Hot water extraction carpet and floor cleaning machine

Abstract

The disclosed hot water extraction cleaning machine employs a conventional canister-type wet/dry vacuum cleaner having a suction tool communicating through a wand and a suction hose to a recovery tank in the vacuum cleaner. Hot cleaning solution, held in a supply tank or reservoir mounted on the wand, is pumped under pressure to a spray nozzle, positioned adjacent to the suction tool, in order to spray a jet of atomized cleaning solution onto an area of the carpet material or floor material to be cleaned. As the operator draws the suction tool across the sprayed area, the cleaning solution, with entrained dirt from the material, is sucked into the recovery tank. A hand-controlled valve permits the operator to control the flow of cleaning solution to the spray nozzle.

Description

BACKGROUND OF THE INVENTION

This invention relates to a hot water extraction system for cleaning carpets and floors of all types and materials.

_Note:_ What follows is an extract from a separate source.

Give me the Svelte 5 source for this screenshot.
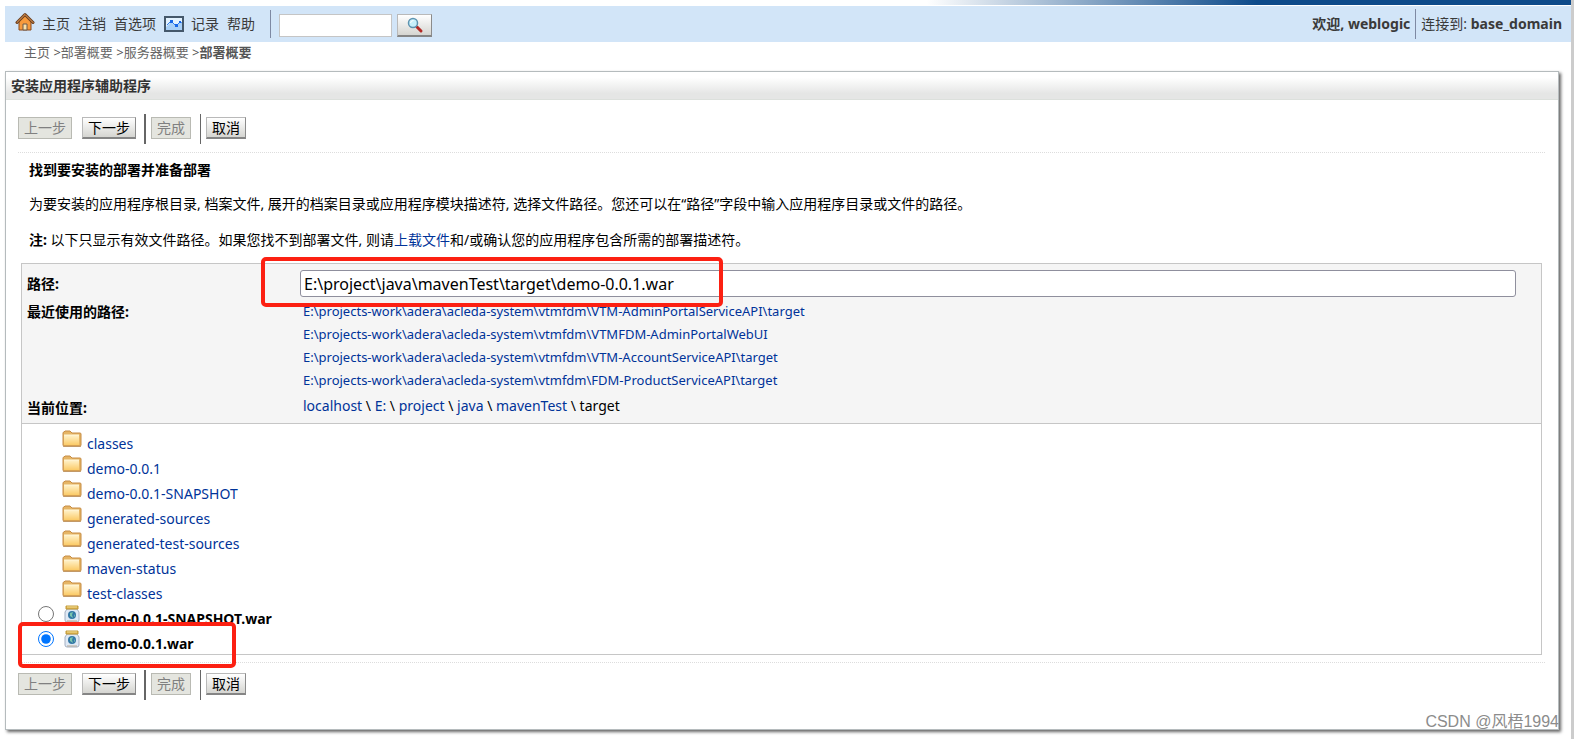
<script>
    let path = $state("E:\\project\\java\\mavenTest\\target\\demo-0.0.1.war");
    let selected = $state("demo-0.0.1.war");
    let search = $state("");

    const crumbs = ["主页", "部署概要", "服务器概要"];
    const recent = [
        "E:\\projects-work\\adera\\acleda-system\\vtmfdm\\VTM-AdminPortalServiceAPI\\target",
        "E:\\projects-work\\adera\\acleda-system\\vtmfdm\\VTMFDM-AdminPortalWebUI",
        "E:\\projects-work\\adera\\acleda-system\\vtmfdm\\VTM-AccountServiceAPI\\target",
        "E:\\projects-work\\adera\\acleda-system\\vtmfdm\\FDM-ProductServiceAPI\\target",
    ];
    const location = ["localhost", "E:", "project", "java", "mavenTest"];
    const folders = [
        "classes",
        "demo-0.0.1",
        "demo-0.0.1-SNAPSHOT",
        "generated-sources",
        "generated-test-sources",
        "maven-status",
        "test-classes",
    ];
    const archives = ["demo-0.0.1-SNAPSHOT.war", "demo-0.0.1.war"];
</script>

{#snippet buttons()}
    <div class="buttons">
        <button disabled>上一步</button>
        <button class="next">下一步</button>
        <span class="sep thick"></span>
        <button disabled>完成</button>
        <span class="sep"></span>
        <button>取消</button>
    </div>
{/snippet}

<div class="page">
    <div class="strip"></div>
    <header>
        <nav>
            <a href="#home" class="home">
                <svg width="20" height="20" viewBox="0 0 20 20">
                    <path d="M4 9v9h12V9l-6-6z" fill="#f79a3c" stroke="#8a4a1c" />
                    <path d="M8 18v-6h4v6z" fill="#fbe0a8" stroke="#6b5a4c" />
                    <path d="M2 10.500 10 2.500l8 8" fill="none" stroke="#6b3f1f" stroke-width="3" stroke-linejoin="round" stroke-linecap="round" />
                    <path d="m2 10.500 8-8 8 8" fill="none" stroke="#f0a35c" stroke-linecap="round" />
                </svg>
                主页
            </a>
            <a href="#logout">注销</a>
            <a href="#prefs">首选项</a>
            <a href="#record" class="record">
                <svg width="20" height="16" viewBox="0 0 20 16">
                    <rect x="1" y="1" width="18" height="14" fill="#e3f2ff" stroke="#45586b" stroke-width="2" />
                    <path d="M2 11 7 6l5 4 4-4 2 2v6H2z" fill="#a9d0f7" />
                    <path d="m3 9 4-4 5 5 4-4 2 1" fill="none" stroke="#2f7df0" />
                    <path d="M6 4h3v3H6zM11 8h3v3h-3zM15 5h2v2h-2z" fill="#1767e8" />
                </svg>
                记录
            </a>
            <a href="#help">帮助</a>
        </nav>
        <form class="search" onsubmit={(e) => e.preventDefault()}>
            <input type="text" aria-label="搜索" bind:value={search} />
            <button aria-label="搜索">
                <svg width="18" height="18" viewBox="0 0 18 18">
                    <path d="m11 11 4 4" stroke="#b22a26" stroke-width="3" stroke-linecap="round" />
                    <circle cx="7" cy="7" r="4.500" fill="#c8f0fb" stroke="#5d93b0" stroke-width="1.500" />
                    <path d="M4.500 7q.5-2.500 3-2.500" fill="none" stroke="#fff" />
                </svg>
            </button>
        </form>
        <div class="user"><b>欢迎, weblogic</b></div>
        <div class="domain">连接到: <b>base_domain</b></div>
    </header>

    <div class="crumbs">
        {#each crumbs as c}<a href="#crumb">{c}</a> &gt;{/each}<b>部署概要</b>
    </div>

    <main>
        <h1>安装应用程序辅助程序</h1>
        <div class="body">
            {@render buttons()}
            <section>
                <h2>找到要安装的部署并准备部署</h2>
                <p>为要安装的应用程序根目录, 档案文件, 展开的档案目录或应用程序模块描述符, 选择文件路径。您还可以在<q>路径</q>字段中输入应用程序目录或文件的路径。</p>
                <p><b>注:</b> 以下只显示有效文件路径。如果您找不到部署文件, 则请<a href="#upload">上载文件</a>和/或确认您的应用程序包含所需的部署描述符。</p>

                <div class="chooser">
                    <div class="paths">
                        <label for="path">路径:</label>
                        <div class="field">
                            <input id="path" type="text" bind:value={path} />
                            <span class="mark"></span>
                        </div>
                        <b>最近使用的路径:</b>
                        <ul>
                            {#each recent as r}
                                <li><a href="#recent">{r}</a></li>
                            {/each}
                        </ul>
                        <b>当前位置:</b>
                        <div class="here">
                            {#each location as l}<a href="#dir">{l}</a>{" \\ "}{/each}target
                        </div>
                    </div>
                    <div class="files">
                        {#each folders as f}
                            <div class="row">
                                <span class="pick"></span>
                                <svg class="icon" width="20" height="18" viewBox="0 0 20 18">
                                    <path d="M1 15V3q0-1 1-1l1-1h5l2 2h8q1 0 1 1v11q0 1-1 1H2q-1 0-1-1z" fill="#e6b565" stroke="#c68c45" />
                                    <path d="M2 15V5h15v10z" fill="url(#fold)" />
                                    <path d="M2 5h15" stroke="#fff6d8" />
                                    <path d="M1 16.500h18" stroke="#ad7c43" opacity=".6" />
                                </svg>
                                <a href="#folder">{f}</a>
                            </div>
                        {/each}
                        {#each archives as a, i}
                            <div class="row">
                                <span class="pick">
                                    <input type="radio" id="war{i}" name="war" value={a} bind:group={selected} />
                                </span>
                                <svg class="icon" width="20" height="18" viewBox="0 0 20 18">
                                    <path d="M5 4h10l2 3v8q0 2-2 2H5q-2 0-2-2V7z" fill="#dfe9f5" stroke="#a3afc2" />
                                    <path d="M4 1h12v3H4z" fill="#d9b04c" stroke="#c39a3b" />
                                    <path d="M5 2h10" stroke="#f3dc92" />
                                    <circle cx="10" cy="10" r="4" fill="#3278a5" />
                                    <path d="m8 8 3-1-1 3 1 3-3-2zM12 9l1 2-1 1z" fill="#79c4ad" />
                                    <path d="M5 16h10" stroke="#b9aa95" />
                                </svg>
                                <label for="war{i}">{a}</label>
                            </div>
                        {/each}
                        <span class="mark"></span>
                    </div>
                </div>
            </section>
            {@render buttons()}
        </div>
    </main>
    <div class="watermark">CSDN @风梧1994</div>
</div>

<svg class="defs" width="0" height="0" aria-hidden="true">
    <linearGradient id="fold" x2="0" y2="1">
        <stop offset="0" stop-color="#fff3cc" />
        <stop offset="1" stop-color="#fbcb68" />
    </linearGradient>
</svg>

<style>
    :global(body) {
        background: #fff;
    }
    .page {
        position: relative;
        border-right: 3px solid #ccc;
        padding: 0 0 9px 5px;
        font: 14px/20px Tahoma, "Noto Sans", "Noto Sans CJK SC", sans-serif;
        color: #000;
    }
    a {
        color: #039;
        text-decoration: none;
    }
    .strip {
        height: 5px;
        margin: 0 0 1px -5px;
        background: linear-gradient(to right, #fff 59%, #0d4a8a 80%);
    }
    header {
        display: flex;
        align-items: center;
        height: 36px;
        padding-right: 9px;
        background: #d2e5f8;
        color: #3a3a3a;
    }
    header a {
        color: #3a3a3a;
    }
    nav {
        display: flex;
        gap: 8px;
        padding: 0 15px 0 10px;
        border-right: 1px solid #7e89a3;
        line-height: 28px;
    }
    nav a {
        display: flex;
        align-items: center;
        gap: 7px;
    }
    .home svg {
        margin-bottom: 4px;
    }
    .search {
        display: flex;
        gap: 5px;
        margin: 2px auto 0 8px;
    }
    .search input {
        box-sizing: border-box;
        width: 113px;
        height: 23px;
        border: 1px solid #c5c5c5;
        background: #fff;
    }
    .search button {
        display: flex;
        align-items: center;
        justify-content: center;
        width: 35px;
        height: 23px;
        padding: 0;
    }
    .user {
        padding-right: 5px;
        border-right: 1px solid #7e89a3;
        line-height: 30px;
    }
    .domain {
        padding-left: 5px;
    }
    .crumbs {
        padding: 0 0 9px 19px;
        font-size: 13px;
        color: #555;
    }
    .crumbs a {
        color: #666;
    }
    main {
        margin-right: 12px;
        border: 1px solid #b5bbbd;
        box-shadow: 2px 2px 3px #666;
    }
    h1,
    h2 {
        margin: 0;
        font-size: 14px;
        font-weight: bold;
    }
    h1 {
        padding: 4px 5px 3px;
        border-bottom: 1px solid #dce0dc;
        background: linear-gradient(#fff 20%, #e5e6e5 80%);
        color: #333;
    }
    .body {
        padding: 14px 13px 29px 12px;
    }
    .buttons {
        display: flex;
        align-items: center;
        height: 30px;
    }
    .buttons button {
        margin-bottom: 2px;
    }
    button {
        box-sizing: border-box;
        height: 22px;
        padding: 0 5px;
        border: 1px solid #b9b9b9;
        border-right-color: #8b8b8b;
        border-bottom: 2px solid #858585;
        background: linear-gradient(#fff, #d5d5d1);
        font: inherit;
        line-height: 18px;
        color: #000;
    }
    button:disabled {
        border: 1px solid #b9bab3;
        background: #e4e5df;
        color: #808080;
    }
    .next {
        margin-left: 10px;
    }
    .sep {
        width: 1px;
        height: 30px;
        margin: 0 5px 0 9px;
        background: #666;
    }
    .thick {
        width: 2px;
        margin-left: 8px;
    }
    section {
        margin: 8px 0 7px;
        padding: 7px 3px;
        border: dotted #ddd;
        border-width: 1px 0;
    }
    h2,
    p {
        padding-left: 8px;
    }
    p {
        margin: 14px 0 16px;
    }
    p + p {
        margin-bottom: 13px;
    }
    q {
        quotes: "“" "”";
    }
    .chooser {
        border: 1px solid #c6c6c6;
    }
    .paths {
        display: grid;
        grid-template-columns: 273px 1fr;
        padding: 6px 25px 5px 5px;
        border-bottom: 1px solid #c6c6c6;
        background: #f5f5f5;
    }
    .paths > label {
        font-weight: bold;
        line-height: 28px;
    }
    .field {
        position: relative;
    }
    .field input {
        box-sizing: border-box;
        display: block;
        width: 100%;
        height: 27px;
        padding: 0 3px;
        border: 1px solid #8f8f9d;
        border-radius: 3px;
        background: #fff;
        font: inherit;
        font-size: 16px;
    }
    .paths > b {
        padding-top: 4px;
    }
    ul {
        margin: 0;
        padding: 2px 0 2px 3px;
        list-style: none;
        font-size: 13px;
        line-height: 23px;
    }
    .here {
        padding: 2px 0 0 3px;
    }
    .files {
        position: relative;
        padding: 4px 0 1px 12px;
    }
    .row {
        display: flex;
        height: 25px;
    }
    .pick {
        width: 27px;
    }
    .pick input {
        width: 16px;
        height: 16px;
        margin: 3px 4px;
    }
    .icon {
        margin: 2px 5px 0 1px;
    }
    .row a,
    .row label {
        padding-top: 6px;
    }
    .row label {
        font-weight: bold;
    }
    /* red highlight frames over the form */
    .mark {
        position: absolute;
        box-sizing: border-box;
        border: 4px solid #fc2012;
        border-radius: 5px;
        pointer-events: none;
    }
    .field .mark {
        top: -13px;
        left: -39px;
        width: 462px;
        height: 50px;
    }
    .files .mark {
        bottom: -14px;
        left: -4px;
        width: 218px;
        height: 46px;
    }
    .watermark {
        position: absolute;
        right: 12px;
        bottom: 7px;
        font: 16px/20px "Liberation Sans", "Noto Sans CJK SC", sans-serif;
        color: #8c8c8c;
    }
    .defs {
        position: absolute;
    }
</style>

In prior extraction systems, separate supply and recovery tanks are provided in a movable, floor-supported carrier unit and a cleaning solution (comprising hot water and a detergent or a cleaning chemical) is pumped from the supply tank to a nozzle and sprayed onto the floor or carpet to be cleaned. The spent solution, together with dirt from the floor or carpet, are then picked up or extracted by a suction tool and vacuumed through a suction hose to the recovery tank. In one of these prior systems, the supply tank has a special shape so that it may be attached to and interfaced with a particular canister-type wet/dry vacuum cleaner, thereby effectively converting that vacuum cleaner to a hot water extraction cleaning system. Unfortunately, the water extraction apparatus can be used with only the specific vacuum cleaner for which it was designed. No other vacuum cleaner can be substituted. This means that if a person desires to buy such a hot water extraction cleaning system, all of the equipment must be purchased, including the particular vacuum cleaner to which the accessory apparatus is married. This is true even though the person may already own a canister-type wet/dry vacuum cleaner of some other design.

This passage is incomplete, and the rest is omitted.